** Data shown **
· · · · ·

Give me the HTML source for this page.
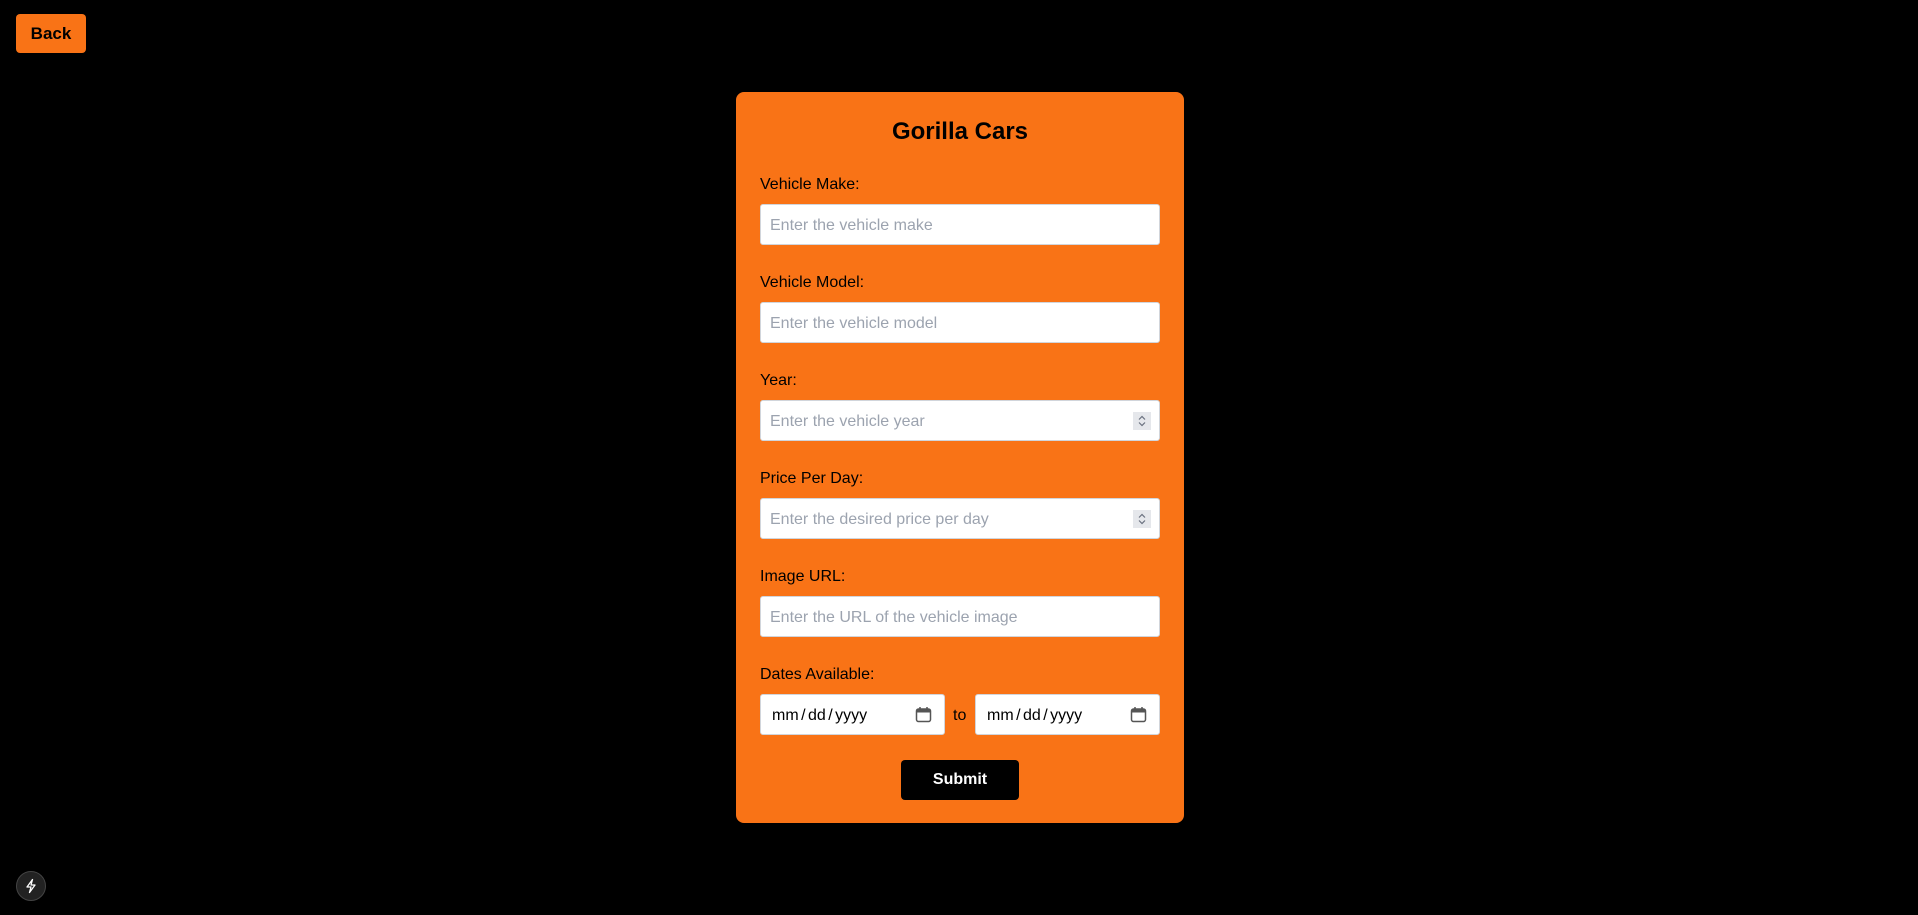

· · · · ·

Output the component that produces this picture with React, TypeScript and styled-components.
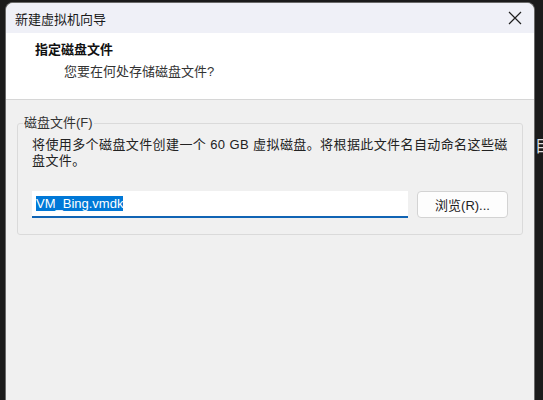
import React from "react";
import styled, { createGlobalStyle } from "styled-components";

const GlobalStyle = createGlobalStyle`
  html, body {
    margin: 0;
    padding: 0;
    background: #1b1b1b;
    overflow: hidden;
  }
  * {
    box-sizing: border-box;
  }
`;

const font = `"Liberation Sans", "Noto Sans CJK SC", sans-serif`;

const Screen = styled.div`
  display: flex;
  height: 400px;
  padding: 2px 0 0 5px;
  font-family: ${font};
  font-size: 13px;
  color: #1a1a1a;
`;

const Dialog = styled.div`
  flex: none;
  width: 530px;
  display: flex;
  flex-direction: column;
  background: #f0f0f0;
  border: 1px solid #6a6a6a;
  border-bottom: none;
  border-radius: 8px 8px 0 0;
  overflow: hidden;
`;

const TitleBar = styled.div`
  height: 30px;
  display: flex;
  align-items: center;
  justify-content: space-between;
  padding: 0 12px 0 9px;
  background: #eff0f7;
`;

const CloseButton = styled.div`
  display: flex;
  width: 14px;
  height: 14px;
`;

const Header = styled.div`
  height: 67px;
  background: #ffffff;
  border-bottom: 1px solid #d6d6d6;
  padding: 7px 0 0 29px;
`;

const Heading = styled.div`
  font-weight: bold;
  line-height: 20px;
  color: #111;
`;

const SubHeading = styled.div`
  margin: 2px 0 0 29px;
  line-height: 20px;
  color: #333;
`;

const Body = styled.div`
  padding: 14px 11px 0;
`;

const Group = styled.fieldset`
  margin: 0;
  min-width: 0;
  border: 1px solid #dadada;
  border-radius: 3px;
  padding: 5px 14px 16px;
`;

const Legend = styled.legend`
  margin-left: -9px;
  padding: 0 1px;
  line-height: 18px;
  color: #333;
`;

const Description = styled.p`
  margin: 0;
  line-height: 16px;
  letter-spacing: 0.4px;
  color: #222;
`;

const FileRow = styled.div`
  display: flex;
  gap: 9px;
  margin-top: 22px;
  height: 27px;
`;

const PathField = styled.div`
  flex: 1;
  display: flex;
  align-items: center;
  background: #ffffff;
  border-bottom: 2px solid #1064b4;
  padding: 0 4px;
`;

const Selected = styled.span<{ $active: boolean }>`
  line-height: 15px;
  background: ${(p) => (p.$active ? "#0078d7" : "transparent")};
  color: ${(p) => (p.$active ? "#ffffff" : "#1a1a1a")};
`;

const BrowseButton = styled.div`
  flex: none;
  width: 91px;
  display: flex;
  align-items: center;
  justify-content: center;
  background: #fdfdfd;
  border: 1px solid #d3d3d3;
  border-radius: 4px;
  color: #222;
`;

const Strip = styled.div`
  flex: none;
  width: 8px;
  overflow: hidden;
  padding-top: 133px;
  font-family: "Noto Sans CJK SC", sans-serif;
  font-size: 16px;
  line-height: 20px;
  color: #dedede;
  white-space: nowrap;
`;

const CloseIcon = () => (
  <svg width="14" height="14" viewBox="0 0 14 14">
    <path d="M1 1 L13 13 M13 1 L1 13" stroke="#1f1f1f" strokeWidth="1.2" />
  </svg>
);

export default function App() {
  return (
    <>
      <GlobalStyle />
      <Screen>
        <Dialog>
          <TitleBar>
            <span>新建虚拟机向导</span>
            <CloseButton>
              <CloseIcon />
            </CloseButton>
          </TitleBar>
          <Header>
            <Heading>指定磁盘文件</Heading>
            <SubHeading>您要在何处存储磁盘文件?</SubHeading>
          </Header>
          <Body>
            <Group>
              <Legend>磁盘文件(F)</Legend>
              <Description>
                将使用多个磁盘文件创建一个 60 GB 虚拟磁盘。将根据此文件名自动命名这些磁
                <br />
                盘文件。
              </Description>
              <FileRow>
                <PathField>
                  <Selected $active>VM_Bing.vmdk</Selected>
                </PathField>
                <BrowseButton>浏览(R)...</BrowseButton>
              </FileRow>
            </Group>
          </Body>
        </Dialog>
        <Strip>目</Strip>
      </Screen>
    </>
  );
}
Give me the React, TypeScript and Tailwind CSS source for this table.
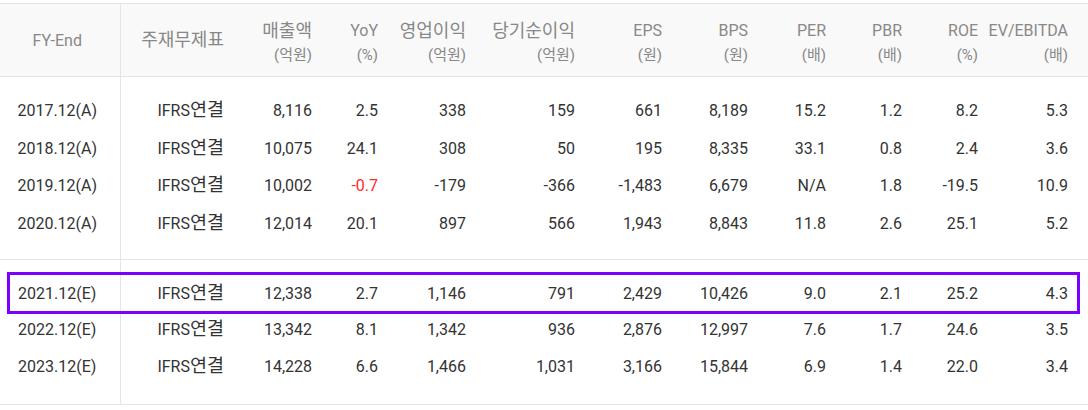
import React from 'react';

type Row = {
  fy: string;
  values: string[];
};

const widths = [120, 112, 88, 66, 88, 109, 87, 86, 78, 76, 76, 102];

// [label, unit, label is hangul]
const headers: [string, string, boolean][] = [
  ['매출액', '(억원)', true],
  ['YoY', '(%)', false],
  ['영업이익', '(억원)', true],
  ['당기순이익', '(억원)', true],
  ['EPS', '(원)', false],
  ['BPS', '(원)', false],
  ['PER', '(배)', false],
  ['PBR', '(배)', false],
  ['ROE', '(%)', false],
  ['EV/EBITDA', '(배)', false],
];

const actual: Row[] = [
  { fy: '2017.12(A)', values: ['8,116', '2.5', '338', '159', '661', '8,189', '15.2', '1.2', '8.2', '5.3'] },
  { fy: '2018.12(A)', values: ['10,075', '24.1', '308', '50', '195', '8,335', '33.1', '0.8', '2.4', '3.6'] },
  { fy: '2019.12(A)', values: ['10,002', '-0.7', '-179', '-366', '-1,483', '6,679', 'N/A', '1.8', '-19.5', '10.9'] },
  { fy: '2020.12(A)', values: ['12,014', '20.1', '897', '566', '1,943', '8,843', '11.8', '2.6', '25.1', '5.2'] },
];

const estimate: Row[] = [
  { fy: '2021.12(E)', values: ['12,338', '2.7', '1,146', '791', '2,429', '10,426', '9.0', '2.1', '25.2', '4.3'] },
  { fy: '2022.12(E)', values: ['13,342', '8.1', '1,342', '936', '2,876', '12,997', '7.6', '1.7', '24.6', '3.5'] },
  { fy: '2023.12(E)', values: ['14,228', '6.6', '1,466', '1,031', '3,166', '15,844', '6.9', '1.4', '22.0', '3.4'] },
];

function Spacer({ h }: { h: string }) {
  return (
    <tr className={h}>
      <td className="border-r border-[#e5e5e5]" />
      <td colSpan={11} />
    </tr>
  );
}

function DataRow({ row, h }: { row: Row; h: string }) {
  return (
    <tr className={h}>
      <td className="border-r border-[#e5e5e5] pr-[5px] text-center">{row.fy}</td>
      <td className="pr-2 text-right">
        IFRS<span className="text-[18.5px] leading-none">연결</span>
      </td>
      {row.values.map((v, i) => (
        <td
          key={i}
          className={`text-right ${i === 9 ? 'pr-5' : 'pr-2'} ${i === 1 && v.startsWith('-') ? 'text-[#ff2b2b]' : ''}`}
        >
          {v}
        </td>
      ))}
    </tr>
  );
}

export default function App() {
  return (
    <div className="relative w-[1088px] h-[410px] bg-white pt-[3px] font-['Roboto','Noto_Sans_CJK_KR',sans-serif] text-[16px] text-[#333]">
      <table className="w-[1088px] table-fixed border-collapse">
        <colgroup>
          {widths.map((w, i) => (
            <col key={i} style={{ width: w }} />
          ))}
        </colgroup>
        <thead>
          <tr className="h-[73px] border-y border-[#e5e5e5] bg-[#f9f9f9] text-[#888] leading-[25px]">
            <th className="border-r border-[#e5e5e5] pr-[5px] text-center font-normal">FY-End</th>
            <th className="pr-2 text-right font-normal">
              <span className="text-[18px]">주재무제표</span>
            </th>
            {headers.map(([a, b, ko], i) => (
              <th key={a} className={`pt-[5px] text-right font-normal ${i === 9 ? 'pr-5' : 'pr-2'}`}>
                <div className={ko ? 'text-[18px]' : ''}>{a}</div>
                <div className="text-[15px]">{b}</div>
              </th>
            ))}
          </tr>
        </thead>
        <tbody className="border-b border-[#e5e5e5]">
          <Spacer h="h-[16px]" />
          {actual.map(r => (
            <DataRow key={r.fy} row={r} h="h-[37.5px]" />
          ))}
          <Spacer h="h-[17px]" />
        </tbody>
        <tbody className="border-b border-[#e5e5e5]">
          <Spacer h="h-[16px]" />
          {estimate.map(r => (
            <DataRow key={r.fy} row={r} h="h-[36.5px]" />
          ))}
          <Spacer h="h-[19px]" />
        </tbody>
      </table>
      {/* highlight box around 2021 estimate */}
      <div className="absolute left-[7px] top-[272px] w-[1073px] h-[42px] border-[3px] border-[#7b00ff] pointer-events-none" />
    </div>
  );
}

· · · · ·

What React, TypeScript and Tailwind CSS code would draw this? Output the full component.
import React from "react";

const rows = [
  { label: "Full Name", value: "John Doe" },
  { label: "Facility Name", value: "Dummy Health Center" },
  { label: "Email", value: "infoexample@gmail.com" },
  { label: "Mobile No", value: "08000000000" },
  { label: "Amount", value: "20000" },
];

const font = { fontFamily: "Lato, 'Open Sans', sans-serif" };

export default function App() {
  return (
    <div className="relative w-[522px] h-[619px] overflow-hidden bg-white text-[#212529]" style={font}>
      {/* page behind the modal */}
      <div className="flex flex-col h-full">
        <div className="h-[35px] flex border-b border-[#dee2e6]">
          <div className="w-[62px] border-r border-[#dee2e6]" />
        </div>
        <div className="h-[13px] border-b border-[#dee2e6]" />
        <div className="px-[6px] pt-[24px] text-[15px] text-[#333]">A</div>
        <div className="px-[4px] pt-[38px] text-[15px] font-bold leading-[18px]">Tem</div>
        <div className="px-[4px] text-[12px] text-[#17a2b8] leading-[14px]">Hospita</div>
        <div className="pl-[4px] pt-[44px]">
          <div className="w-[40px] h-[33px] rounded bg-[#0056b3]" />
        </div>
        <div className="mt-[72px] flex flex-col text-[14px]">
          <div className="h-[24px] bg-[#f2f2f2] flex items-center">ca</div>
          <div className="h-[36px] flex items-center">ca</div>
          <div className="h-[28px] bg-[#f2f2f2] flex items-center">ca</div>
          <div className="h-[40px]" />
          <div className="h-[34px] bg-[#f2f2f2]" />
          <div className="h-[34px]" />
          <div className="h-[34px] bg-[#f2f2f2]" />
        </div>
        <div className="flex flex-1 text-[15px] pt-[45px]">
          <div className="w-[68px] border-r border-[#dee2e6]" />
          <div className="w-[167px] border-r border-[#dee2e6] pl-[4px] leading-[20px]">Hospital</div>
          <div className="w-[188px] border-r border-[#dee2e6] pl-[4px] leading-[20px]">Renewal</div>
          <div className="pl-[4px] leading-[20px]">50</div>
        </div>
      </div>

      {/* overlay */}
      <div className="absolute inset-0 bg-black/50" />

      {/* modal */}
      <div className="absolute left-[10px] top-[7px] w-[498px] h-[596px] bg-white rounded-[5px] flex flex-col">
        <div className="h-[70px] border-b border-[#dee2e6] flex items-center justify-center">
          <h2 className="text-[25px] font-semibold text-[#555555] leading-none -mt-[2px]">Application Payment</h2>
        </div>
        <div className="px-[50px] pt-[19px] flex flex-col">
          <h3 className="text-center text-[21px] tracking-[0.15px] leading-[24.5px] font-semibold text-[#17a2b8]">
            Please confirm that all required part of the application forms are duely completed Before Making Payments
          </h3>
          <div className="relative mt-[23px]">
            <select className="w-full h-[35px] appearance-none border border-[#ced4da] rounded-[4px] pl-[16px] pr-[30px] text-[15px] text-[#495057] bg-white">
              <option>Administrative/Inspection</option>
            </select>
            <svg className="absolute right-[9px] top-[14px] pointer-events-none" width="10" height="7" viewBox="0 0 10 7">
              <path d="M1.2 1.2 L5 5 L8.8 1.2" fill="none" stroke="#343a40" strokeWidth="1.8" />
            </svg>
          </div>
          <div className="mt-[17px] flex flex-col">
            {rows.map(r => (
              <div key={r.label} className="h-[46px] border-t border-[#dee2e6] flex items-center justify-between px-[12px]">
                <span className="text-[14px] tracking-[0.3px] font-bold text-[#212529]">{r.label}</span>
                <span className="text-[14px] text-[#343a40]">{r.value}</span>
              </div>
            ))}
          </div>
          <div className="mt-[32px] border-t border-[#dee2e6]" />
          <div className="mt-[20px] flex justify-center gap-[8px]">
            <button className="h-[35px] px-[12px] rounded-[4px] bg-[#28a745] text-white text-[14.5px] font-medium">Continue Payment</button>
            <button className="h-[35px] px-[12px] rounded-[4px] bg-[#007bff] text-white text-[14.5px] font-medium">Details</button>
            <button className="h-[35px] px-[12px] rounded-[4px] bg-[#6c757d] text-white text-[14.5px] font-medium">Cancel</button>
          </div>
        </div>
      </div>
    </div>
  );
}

· · · · ·

** Problem requirements **
Scan the entries above for the word "Give" and collect each line holding it.

** Finished answer **
Give me the HTML source for this page.
Give me the React, TypeScript and Tailwind CSS source for this table.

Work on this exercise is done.